To say that I was less than impressed with Armitt’s text would probably be an understatement. I think she tried to do too much with not nearly enough space and came out severely lacking in both depth and context. Her desire to drag as many forms of literature into the genre of fantasy felt rushed and uninspired and she seemed to enjoy tweaking traditional definitions of other forms of literature, rather than eliminating them from her book and working with understood and accepted fantasy novels. My own knowledge of fantasy literature was limited before opening this text and, rather than having that knowledge enhanced, I’m left feeling both confused and disappointed.
I’m speaking primarily of her flaky examination of magic realism as merely having a “fascination for ghosts” (174).and her lack of insight in either its history or relevance.

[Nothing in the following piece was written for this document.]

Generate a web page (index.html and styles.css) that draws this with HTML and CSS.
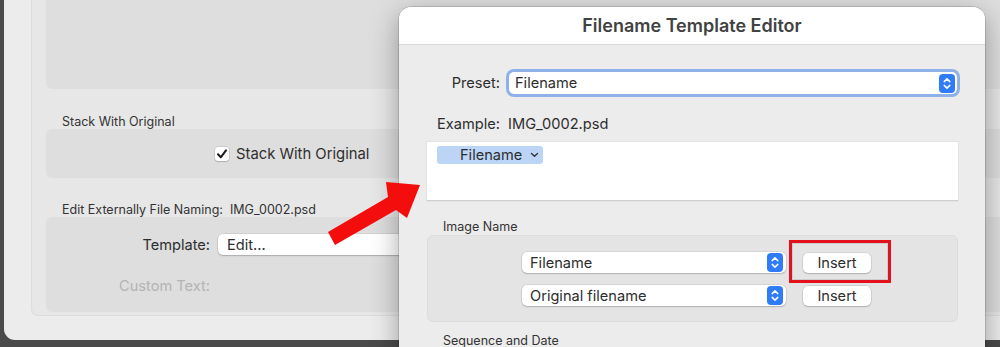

Speaking from a (learning) writer’s perspective whose spent a lot of time reading magical realism I can say that, while there are ghost stories that fall within the label, by no means are they in the majority. By providing such a cloudy example it places her own validity as a researcher under question. She should have devoted more time to back up her claim or dropped it entirely from her text. What does the reader gain from her analysis other than a confused and vague (mis)understanding of a topic that, if he had no other background of the subject, would probably take a face value without even thinking to question?

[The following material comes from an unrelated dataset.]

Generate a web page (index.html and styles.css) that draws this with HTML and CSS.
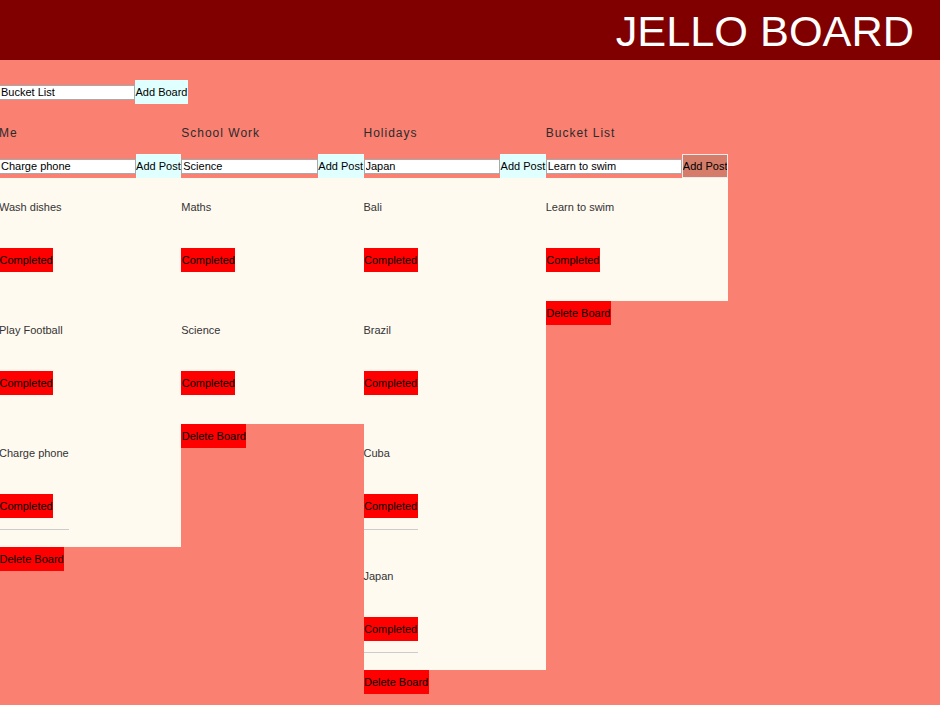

Yes there are elements of the fantastic within magical realism—of course there are—however I don’t think I would ever call it fantasy, or even try to squeeze it into that genre. The magic realist story is usually written from a realistic approach with a tweak of the fantastic that should disrupt the world subtly. Any more than that and it is no longer magic realism. There have been stories about ghosts within magic realism but certainly that can’t be all there is to it, and regardless of where it got its start, Armitt should have examined what it’s doing today. I wonder how much she actually read before setting down such a lukewarm template.

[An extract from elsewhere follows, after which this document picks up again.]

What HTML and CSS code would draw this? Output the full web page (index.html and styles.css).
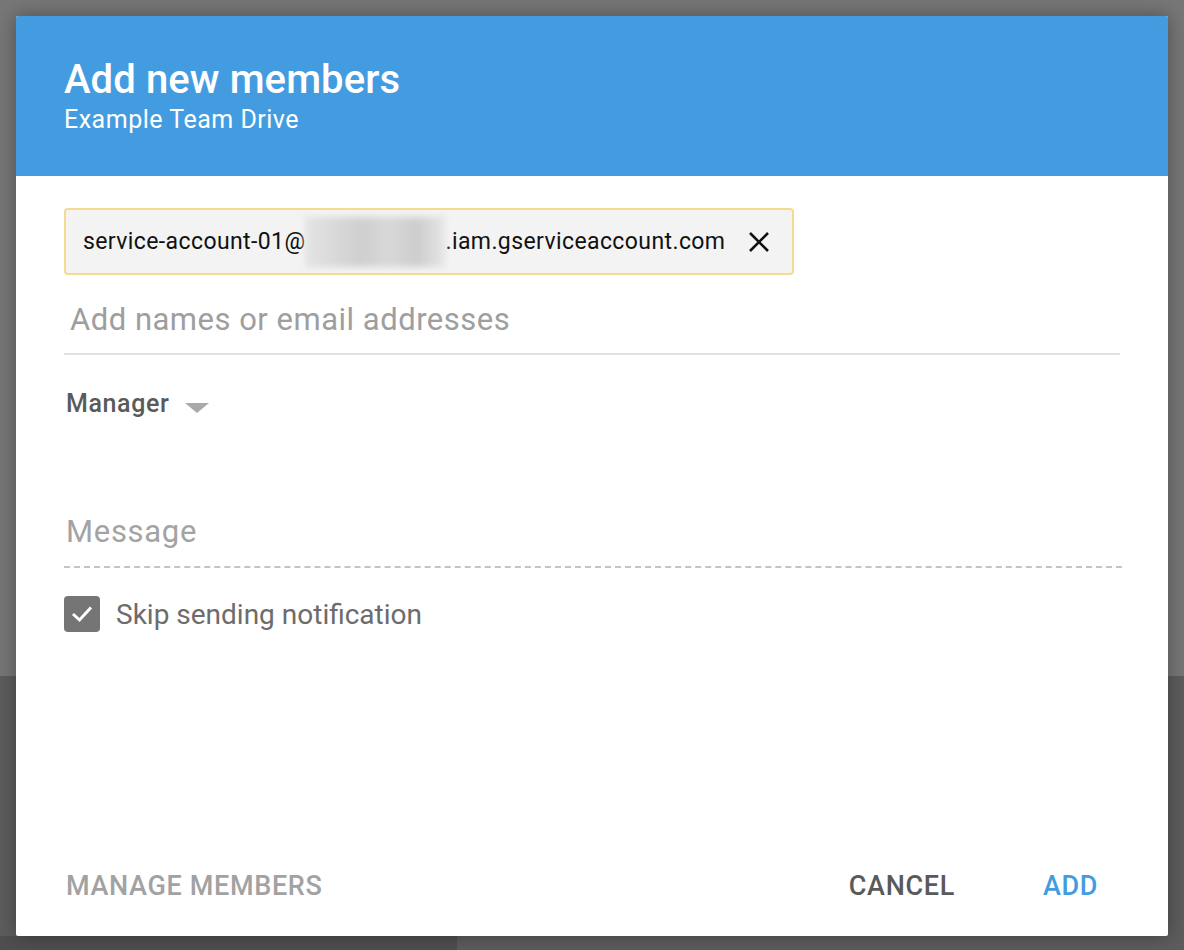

Does Armitt need to be an expert on every topic related to fantastic fiction? No, but she should be informed on the elements of the genre that she is exploring. Her biggest failure is trying to do too much with too little. Her goal in this book seems to entail a huge reworking of the genre itself by legitimizing it—trying to make people see that there’s more to fantasy than meets the eye which is great, but what we’re given is a sloppily concocted mishmash of misinformation that points more to her own flaws as a researcher than to her perceived flaws of the topic she is writing on. Rather than attempting to rework fantasy from the ground up by eliminating the majority of actual fantasy writers, she should have tried providing insight into what is already considered fantasy. There are hundreds of things she could have chosen to examine, but she limits herself almost entirely to Tolkein and Rowling and other, murkier examples that shouldn’t have even been mentioned, such as magical realism.